I haven't been there for weeks.
I tried talking to her on the phone and writing, being pleasant and
talking about life, not just
ourselves. It seemed to be working until a few days later she said to
come over. And I asked 'do you
want me to come, do you miss me?' and she said she had to be honest and
that it was not black and white.
That it was very complicated and she had bad feelings about me.
I said that I would gladly drive the hundreds of miles to see her as I
had so many times but I needed to
know that I was welcome, that she *wanted* me to come.
She said that I was proving that I was not interested in a family with
her, and that I just wanted to
put words in her mouth.
I want things to work out with us. I don't think I should go to see her
until she says she wants me to.
I don't think she will.
I send her money as much as i can, I'm poor. I make 21k a year, no health
benefits.
I'm still feeling suicidal, and I don't know what to make of my life.
I have no friends in this town, and I have no ambitions for another love.
I just wish I could work things out with her.
I'm trying to think ahead as well.
I know that if I tried to get joint custody of the babies, she would
bring up the email stuff. I know
that she expects me to send about $300 for helping with Kya every month,
and I barely have that, last
month I sent $240, this month I will have $300.

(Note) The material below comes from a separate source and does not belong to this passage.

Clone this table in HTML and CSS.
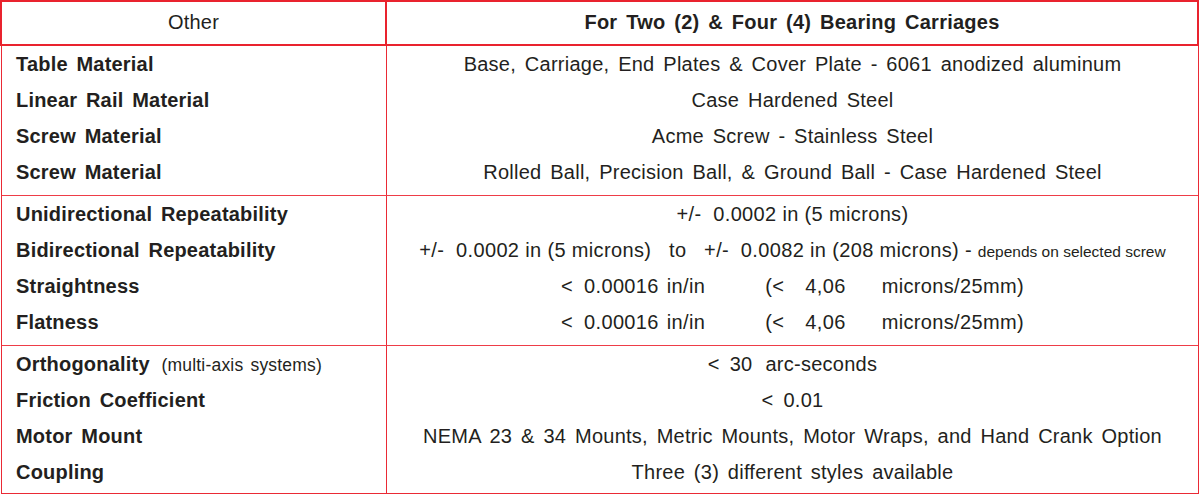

She likely expects me to send another $300 when the other baby is born.
I'm really trying to know what to do, what to expect. Financially.
I'm still not the father on paper. Should I therefore not send money
because it's self accusatory? It
shows that I am the father?
What is going to happen to me if I can't pay this money every month?
What is going to happen if I am not on the birth certificate of these
children? Will I just have to pay
child support fot 18 years and have no rights with my children?
I'm so scared, comfused, desperate, and i jsut don't know where to turn.
I hope someone reads this and
maybe has some comments. I really don't know what to do. I am thinking of
leaving this town beacuse I'm
going to end up killing myself here.